Disordered surface formation of WS2via hydrogen plasma with enhanced anode performances for lithium and sodium ion batteries

Abstract

Transition metal dichalcogenide (TMD) nanoparticles have attracted much attention recently for lithium and sodium ion batteries (LIBs and SIBs) due to their layered structures, which act as host lattices when reacting with ions to yield intercalation compounds. In the present article, WS₂ nanoparticles are modified through hydrogen plasma treatment, and the hydrogenated WS₂ (H-WS₂) nanoparticles demonstrate clearly enhanced electrochemical performance as an anode material for LIBs and SIBs. H-WS₂ nanoparticles are fabricated via hydrogen plasma treatment at 300 °C for 2 hours. A transmission electron microscopy (TEM) investigation shows that the nanoparticles have a disordered surface layer with a thickness of around 2.5 nm after the treatment, and this is confirmed by the results of Raman spectroscopy. A shift in the X-ray photoelectron spectroscopy (XPS) peaks indicates that the structural surface disorders are incorporated in the crystalline structure. The H-WS₂ based LIBs and SIBs possess significantly higher specific capacities at different current densities.

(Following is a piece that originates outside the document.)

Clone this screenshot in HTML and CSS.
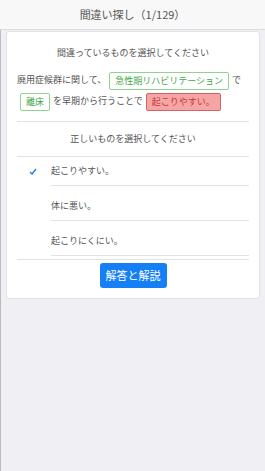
FILE: index.html
```html
<!DOCTYPE html>
<html lang="ja">
<head>
  <meta charset="UTF-8">
  <meta name="viewport" content="width=device-width, initial-scale=1.0">
  <title>間違い探し</title>
  <link rel="stylesheet" href="styles.css">
</head>
<body>
  <header class="top-bar">間違い探し（1/129）</header>

  <main class="page">
    <div class="card">
      <div class="prompt">間違っているものを選択してください</div>

      <p class="sentence">廃用症候群に関して、<span class="tag ok">急性期リハビリテーション</span>で<br><span class="tag ok">離床</span>を早期から行うことで<span class="tag bad">起こりやすい。</span></p>

      <div class="section-title">正しいものを選択してください</div>

      <ul class="choices">
        <li class="choice selected">
          <span class="mark">
            <svg width="8" height="7" viewBox="0 0 8 7"><path d="M1 4 L3 6 L7 1" fill="none" stroke="#1a7ef5" stroke-width="1.4"/></svg>
          </span>
          <span class="label">起こりやすい。</span>
        </li>
        <li class="choice">
          <span class="mark"></span>
          <span class="label">体に悪い。</span>
        </li>
        <li class="choice">
          <span class="mark"></span>
          <span class="label">起こりにくにい。</span>
        </li>
      </ul>

      <div class="actions">
        <button class="answer-btn">解答と解説</button>
      </div>
    </div>
  </main>
</body>
</html>
```

FILE: styles.css
```css
* {
  box-sizing: border-box;
}
html, body {
  height: 100%;
}
body {
  margin: 0;
  background-color: #efeff4;
  font-family: "Noto Sans CJK JP", "Noto Sans", sans-serif;
  color: #555;
  display: flex;
  flex-direction: column;
}
.top-bar {
  height: 30px;
  line-height: 29px;
  text-align: center;
  font-size: 11px;
  color: #555;
  background-color: #f8f8f8;
  border-bottom: 1px solid #dcdcdf;
}
.page {
  flex: 1;
  border-left: 1px solid #bcbcc2;
  padding: 1px 5px 0 5px;
}
.card {
  background-color: #fff;
  border: 1px solid #e1e1e6;
  border-radius: 3px;
  padding: 10px 10px 10px 10px;
}
.prompt {
  text-align: center;
  font-size: 9px;
  line-height: 22px;
  color: #555;
}
.sentence {
  margin: 5px 0 0 0;
  font-size: 9px;
  line-height: 21px;
  color: #555;
  border-bottom: 1px solid #e2e2e2;
  padding-bottom: 10px;
}
.tag {
  display: inline-block;
  vertical-align: middle;
  line-height: 10px;
  padding: 3px 5px;
  border: 1px solid #8fd38f;
  border-radius: 2px;
  margin: 0 3px;
}
.tag.ok {
  color: #3fa93f;
  background-color: #fff;
}
.tag.bad {
  color: #c23b3b;
  background-color: #f6a5a5;
  border-color: #d36464;
}
.section-title {
  text-align: center;
  font-size: 9px;
  line-height: 34px;
  color: #555;
  border-bottom: 1px solid #e2e2e2;
}
.choices {
  list-style: none;
  margin: 0;
  padding: 0 0 3px 0;
  border-bottom: 1px solid #e2e2e2;
}
.choice {
  display: flex;
  align-items: flex-end;
  font-size: 9px;
  color: #555;
}
.mark {
  width: 34px;
  padding-left: 12px;
  padding-bottom: 11px;
  line-height: 0;
}
.label {
  flex: 1;
  border-bottom: 1px solid #e2e2e2;
  line-height: 12px;
  padding: 8px 0 8px 0;
}
.choice + .choice .label {
  padding-top: 14px;
}
.actions {
  text-align: center;
  padding-top: 1px;
}
.answer-btn {
  background-color: #1580f6;
  color: #fff;
  border: none;
  border-radius: 3px;
  font-family: inherit;
  font-size: 11px;
  height: 25px;
  padding: 0 6px;
  cursor: pointer;
}
```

In addition, electrochemical impedance spectroscopy (EIS) reveals a drastic decrease in the charge-transfer resistance for both the LIBs and SIBs, which implies that the plasma hydrogenated electrode is more favorable for electron transportation during the electrochemical process. The improved rate performance of H-WS₂ when applied to both LIBs and SIBs can be attributed to the reduced charge-transfer resistivity at the disordered surface layer and the improved electronic conductivity due to the disordered surface in the crystalline structure.